• _Requirements_
Give every line of the data again, unchanged, but with no pictures.

• _Items_
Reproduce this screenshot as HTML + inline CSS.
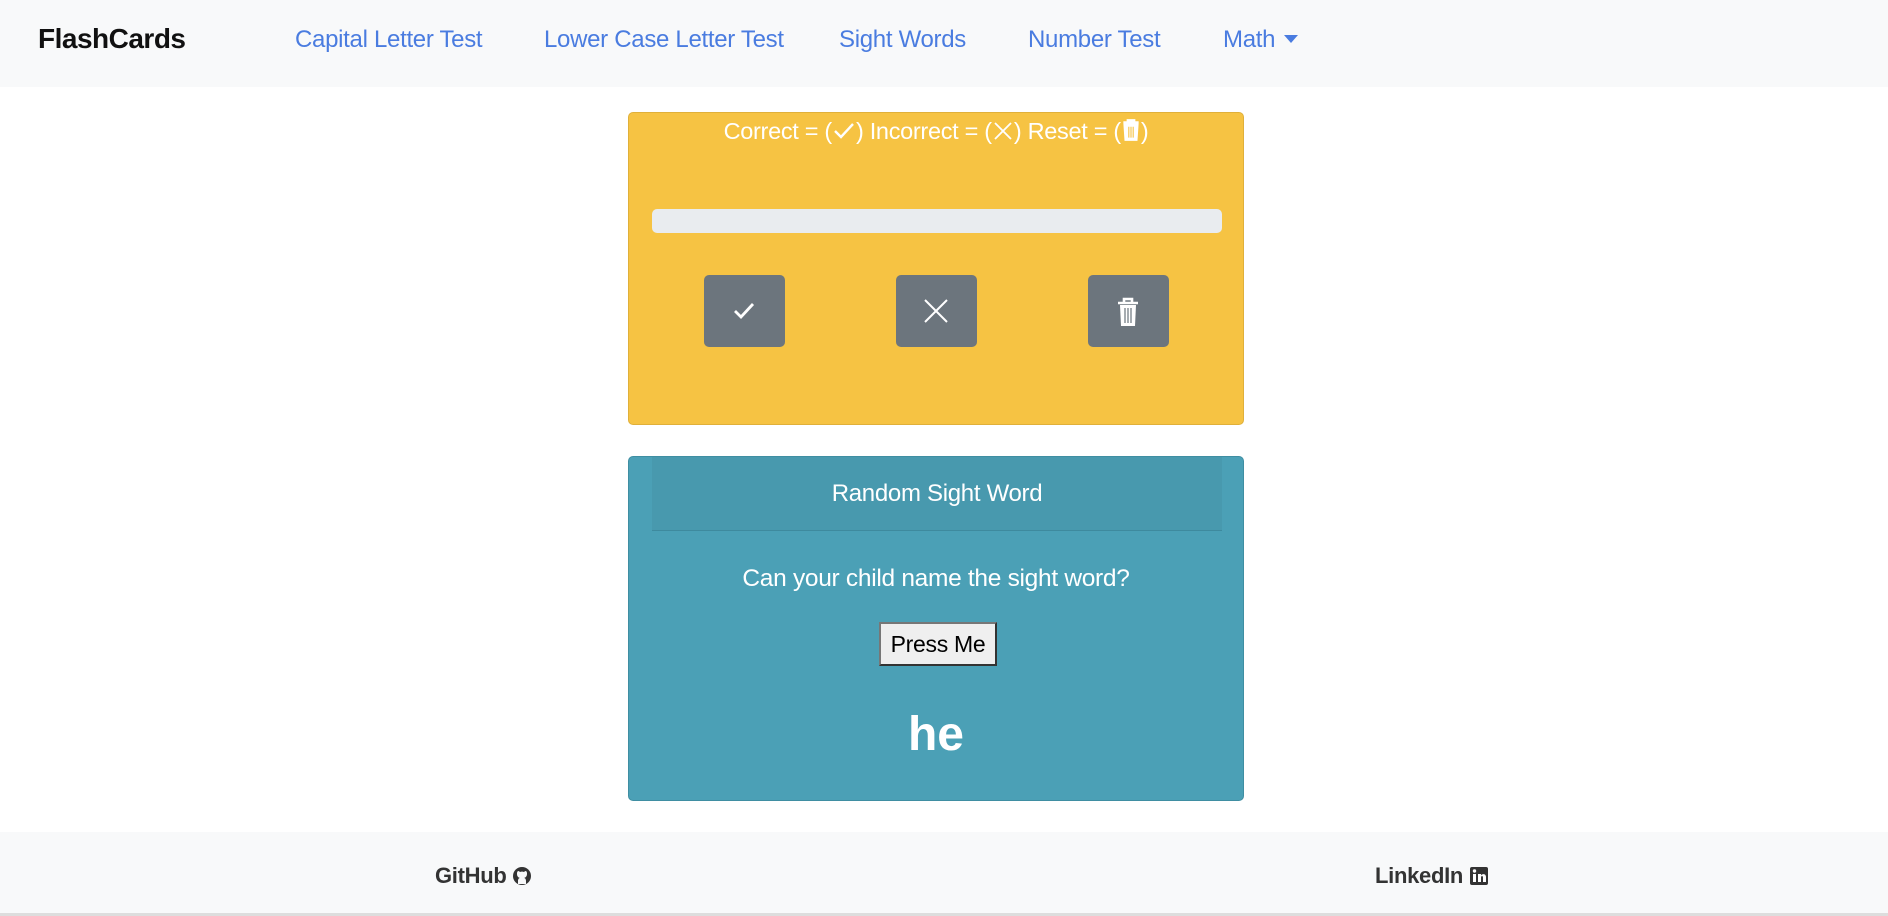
<!DOCTYPE html>
<html><head><meta charset="utf-8"><style>
*{box-sizing:border-box;margin:0;padding:0}
body{width:1888px;height:916px;overflow:hidden;background:#fff;font-family:"Liberation Sans",sans-serif;position:relative}
.nav{position:absolute;left:0;top:0;width:1888px;height:87px;background:#f8f9fa}
.brand{position:absolute;left:38px;top:23px;font-size:28px;font-weight:bold;color:#111;letter-spacing:-0.5px}
.nl{position:absolute;top:26px;font-size:24px;color:#4a7ce0;letter-spacing:-0.3px}
.caret{position:absolute;left:1284px;top:35px;width:0;height:0;border-left:7px solid transparent;border-right:7px solid transparent;border-top:8px solid #4a7ce0}
.yc{position:absolute;left:628px;top:112px;width:616px;height:313px;background:#f6c343;border:1px solid #e0b03a;border-radius:5px}
.yt{position:absolute;left:0;width:100%;top:5px;text-align:center;color:#fff;font-size:23.5px;letter-spacing:-0.3px}
.pb{position:absolute;left:23px;top:96px;width:570px;height:24px;background:#e9ecef;border-radius:5px}
.btn{position:absolute;top:162px;width:81px;height:72px;background:#6c757d;border-radius:5px}
.btn svg{position:absolute;left:25px;top:21px}
.tc{position:absolute;left:628px;top:456px;width:616px;height:345px;background:#4ba0b6;border:1px solid #3f8ea2;border-radius:5px}
.th{position:absolute;left:23px;top:0;width:570px;height:74px;background:#4899ae;border-bottom:1px solid #3e8a9e;color:#fff;font-size:24px;text-align:center;line-height:74px;letter-spacing:-0.3px}
.q{position:absolute;left:0;width:100%;top:108px;text-align:center;color:#fff;font-size:24.5px;letter-spacing:-0.3px}
.pm{position:absolute;left:250px;top:165px;width:118px;height:44px;background:#efefef;border:2px solid #333;border-top-color:#777;border-left-color:#777;font-size:23px;text-align:center;line-height:40px;color:#000;letter-spacing:-0.3px}
.he{position:absolute;left:0;width:100%;top:250px;text-align:center;color:#fff;font-size:48px;font-weight:bold}
.ft{position:absolute;left:0;top:832px;width:1888px;height:84px;background:#f8f9fa}
.fl{position:absolute;top:31px;font-size:22px;font-weight:bold;color:#333;letter-spacing:-0.3px}
.sb{position:absolute;left:0;top:913px;width:1888px;height:3px;background:#ddd}
</style></head><body>
<div class="nav">
<div class="brand">FlashCards</div>
<div class="nl" style="left:295px">Capital Letter Test</div>
<div class="nl" style="left:544px">Lower Case Letter Test</div>
<div class="nl" style="left:839px">Sight Words</div>
<div class="nl" style="left:1028px">Number Test</div>
<div class="nl" style="left:1223px">Math</div>
<div class="caret"></div>
</div>
<div class="yc">
<div class="yt">Correct = (<svg width="24" height="22" viewBox="0 0 24 22" style="vertical-align:-3px"><path d="M3 11l6 6 12-13" fill="none" stroke="#fff" stroke-width="2.4"/></svg>) Incorrect = (<svg width="22" height="22" viewBox="0 0 22 22" style="vertical-align:-3px"><path d="M3 3l16 16M19 3L3 19" fill="none" stroke="#fff" stroke-width="1.8"/></svg>) Reset = (<svg width="20" height="24" viewBox="0 0 18 22" style="vertical-align:-3px"><path d="M2 4h14M6 4V2h6v2M3 5l1 15h10l1-15" fill="#fff" stroke="#fff" stroke-width="2"/><path d="M7 8v10M9 8v10M11 8v10" stroke="#f6c343" stroke-width="1"/></svg>)</div>
<div class="pb"></div>
<div class="btn" style="left:75px"><svg width="30" height="30" viewBox="0 0 30 30"><path d="M6 15l6 6 12-13" fill="none" stroke="#fff" stroke-width="2.8"/></svg></div>
<div class="btn" style="left:267px"><svg width="30" height="30" viewBox="0 0 30 30"><path d="M4 4l22 22M26 4L4 26" fill="none" stroke="#fff" stroke-width="2"/></svg></div>
<div class="btn" style="left:459px"><svg width="30" height="34" viewBox="0 0 30 34"><path d="M5 7h20M11 7V3h8v4" fill="none" stroke="#fff" stroke-width="2.6"/><path d="M7 9h16l-1 21H8z" fill="#fff"/><path d="M12 12v15M15 12v15M18 12v15" stroke="#6c757d" stroke-width="1.2"/></svg></div>
</div>
<div class="tc">
<div class="th">Random Sight Word</div>
<div class="q">Can your child name the sight word?</div>
<div class="pm">Press Me</div>
<div class="he">he</div>
</div>
<div class="ft">
<div class="fl" style="left:435px">GitHub <svg width="20" height="20" viewBox="0 0 20 20" style="vertical-align:-3px"><circle cx="10" cy="10" r="9" fill="#333"/><path d="M6 15c0-2 1-3 2-3-3-1-3-3-3-5 0-1 1-2 1-2s1 0 2 1c1-.5 3-.5 4 0 1-1 2-1 2-1s1 1 1 2c0 2 0 4-3 5 1 0 2 1 2 3v3H6z" fill="#f8f9fa"/></svg></div>
<div class="fl" style="left:1375px">LinkedIn <svg width="20" height="20" viewBox="0 0 20 20" style="vertical-align:-3px"><rect x="1" y="1" width="18" height="18" rx="2" fill="#333"/><rect x="4" y="8" width="3" height="8" fill="#fff"/><circle cx="5.5" cy="5" r="1.7" fill="#fff"/><path d="M9 8h3v1.5c1-2 5-2 5 1.5V16h-3v-4.5c0-2-2-2-2 0V16H9z" fill="#fff"/></svg></div>
</div>
<div class="sb"></div>
</body></html>
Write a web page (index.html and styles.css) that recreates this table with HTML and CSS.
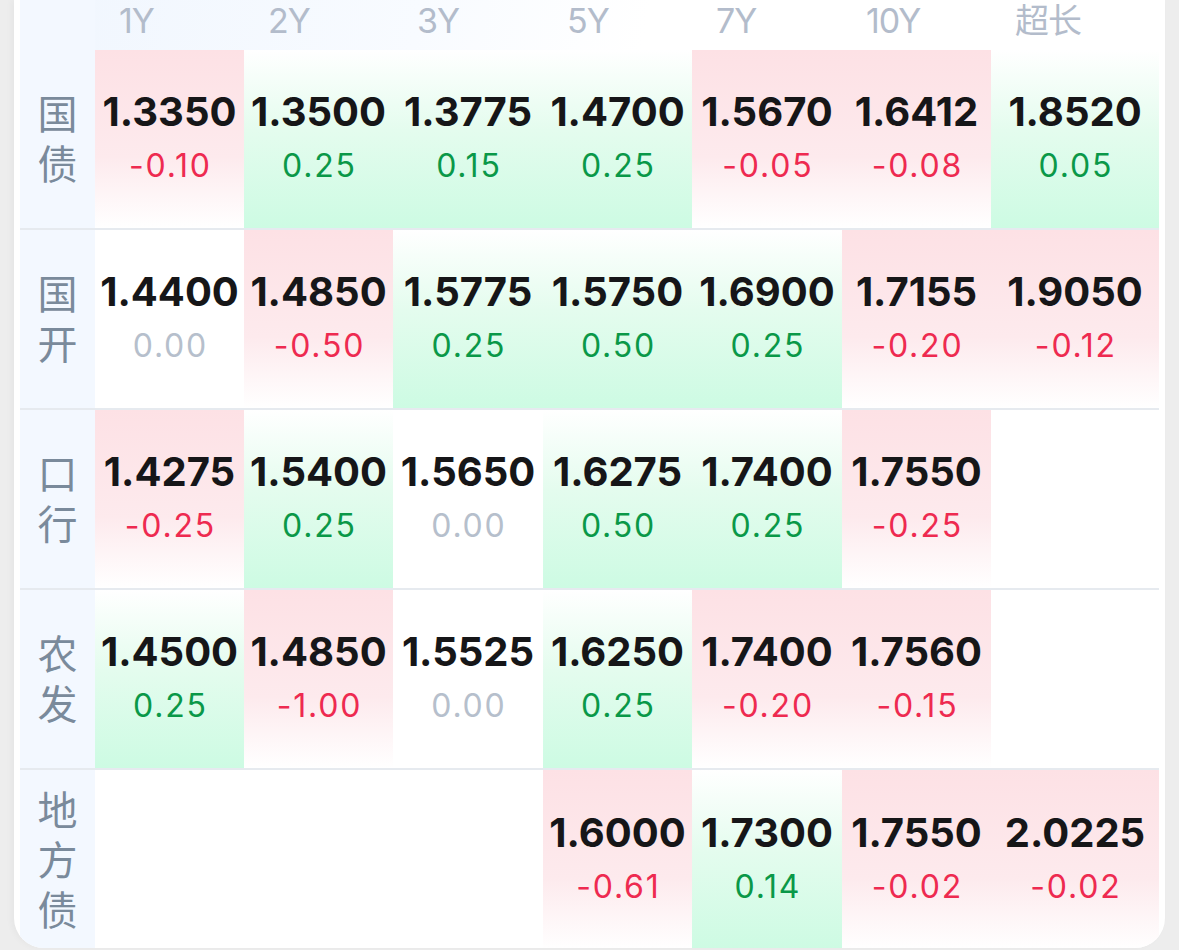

• _Complete output_
Reproduce this screenshot as HTML + inline CSS.
<!DOCTYPE html>
<html><head><meta charset="utf-8"><style>
*{box-sizing:border-box;margin:0;padding:0}
body{width:1888px;height:916px;overflow:hidden;background:#fff;font-family:"Liberation Sans",sans-serif;position:relative}
.nav{position:absolute;left:0;top:0;width:1888px;height:87px;background:#f8f9fa}
.brand{position:absolute;left:38px;top:23px;font-size:28px;font-weight:bold;color:#111;letter-spacing:-0.5px}
.nl{position:absolute;top:26px;font-size:24px;color:#4a7ce0;letter-spacing:-0.3px}
.caret{position:absolute;left:1284px;top:35px;width:0;height:0;border-left:7px solid transparent;border-right:7px solid transparent;border-top:8px solid #4a7ce0}
.yc{position:absolute;left:628px;top:112px;width:616px;height:313px;background:#f6c343;border:1px solid #e0b03a;border-radius:5px}
.yt{position:absolute;left:0;width:100%;top:5px;text-align:center;color:#fff;font-size:23.5px;letter-spacing:-0.3px}
.pb{position:absolute;left:23px;top:96px;width:570px;height:24px;background:#e9ecef;border-radius:5px}
.btn{position:absolute;top:162px;width:81px;height:72px;background:#6c757d;border-radius:5px}
.btn svg{position:absolute;left:25px;top:21px}
.tc{position:absolute;left:628px;top:456px;width:616px;height:345px;background:#4ba0b6;border:1px solid #3f8ea2;border-radius:5px}
.th{position:absolute;left:23px;top:0;width:570px;height:74px;background:#4899ae;border-bottom:1px solid #3e8a9e;color:#fff;font-size:24px;text-align:center;line-height:74px;letter-spacing:-0.3px}
.q{position:absolute;left:0;width:100%;top:108px;text-align:center;color:#fff;font-size:24.5px;letter-spacing:-0.3px}
.pm{position:absolute;left:250px;top:165px;width:118px;height:44px;background:#efefef;border:2px solid #333;border-top-color:#777;border-left-color:#777;font-size:23px;text-align:center;line-height:40px;color:#000;letter-spacing:-0.3px}
.he{position:absolute;left:0;width:100%;top:250px;text-align:center;color:#fff;font-size:48px;font-weight:bold}
.ft{position:absolute;left:0;top:832px;width:1888px;height:84px;background:#f8f9fa}
.fl{position:absolute;top:31px;font-size:22px;font-weight:bold;color:#333;letter-spacing:-0.3px}
.sb{position:absolute;left:0;top:913px;width:1888px;height:3px;background:#ddd}
</style></head><body>
<div class="nav">
<div class="brand">FlashCards</div>
<div class="nl" style="left:295px">Capital Letter Test</div>
<div class="nl" style="left:544px">Lower Case Letter Test</div>
<div class="nl" style="left:839px">Sight Words</div>
<div class="nl" style="left:1028px">Number Test</div>
<div class="nl" style="left:1223px">Math</div>
<div class="caret"></div>
</div>
<div class="yc">
<div class="yt">Correct = (<svg width="24" height="22" viewBox="0 0 24 22" style="vertical-align:-3px"><path d="M3 11l6 6 12-13" fill="none" stroke="#fff" stroke-width="2.4"/></svg>) Incorrect = (<svg width="22" height="22" viewBox="0 0 22 22" style="vertical-align:-3px"><path d="M3 3l16 16M19 3L3 19" fill="none" stroke="#fff" stroke-width="1.8"/></svg>) Reset = (<svg width="20" height="24" viewBox="0 0 18 22" style="vertical-align:-3px"><path d="M2 4h14M6 4V2h6v2M3 5l1 15h10l1-15" fill="#fff" stroke="#fff" stroke-width="2"/><path d="M7 8v10M9 8v10M11 8v10" stroke="#f6c343" stroke-width="1"/></svg>)</div>
<div class="pb"></div>
<div class="btn" style="left:75px"><svg width="30" height="30" viewBox="0 0 30 30"><path d="M6 15l6 6 12-13" fill="none" stroke="#fff" stroke-width="2.8"/></svg></div>
<div class="btn" style="left:267px"><svg width="30" height="30" viewBox="0 0 30 30"><path d="M4 4l22 22M26 4L4 26" fill="none" stroke="#fff" stroke-width="2"/></svg></div>
<div class="btn" style="left:459px"><svg width="30" height="34" viewBox="0 0 30 34"><path d="M5 7h20M11 7V3h8v4" fill="none" stroke="#fff" stroke-width="2.6"/><path d="M7 9h16l-1 21H8z" fill="#fff"/><path d="M12 12v15M15 12v15M18 12v15" stroke="#6c757d" stroke-width="1.2"/></svg></div>
</div>
<div class="tc">
<div class="th">Random Sight Word</div>
<div class="q">Can your child name the sight word?</div>
<div class="pm">Press Me</div>
<div class="he">he</div>
</div>
<div class="ft">
<div class="fl" style="left:435px">GitHub <svg width="20" height="20" viewBox="0 0 20 20" style="vertical-align:-3px"><circle cx="10" cy="10" r="9" fill="#333"/><path d="M6 15c0-2 1-3 2-3-3-1-3-3-3-5 0-1 1-2 1-2s1 0 2 1c1-.5 3-.5 4 0 1-1 2-1 2-1s1 1 1 2c0 2 0 4-3 5 1 0 2 1 2 3v3H6z" fill="#f8f9fa"/></svg></div>
<div class="fl" style="left:1375px">LinkedIn <svg width="20" height="20" viewBox="0 0 20 20" style="vertical-align:-3px"><rect x="1" y="1" width="18" height="18" rx="2" fill="#333"/><rect x="4" y="8" width="3" height="8" fill="#fff"/><circle cx="5.5" cy="5" r="1.7" fill="#fff"/><path d="M9 8h3v1.5c1-2 5-2 5 1.5V16h-3v-4.5c0-2-2-2-2 0V16H9z" fill="#fff"/></svg></div>
</div>
<div class="sb"></div>
</body></html>
Write a web page (index.html and styles.css) that recreates this table with HTML and CSS.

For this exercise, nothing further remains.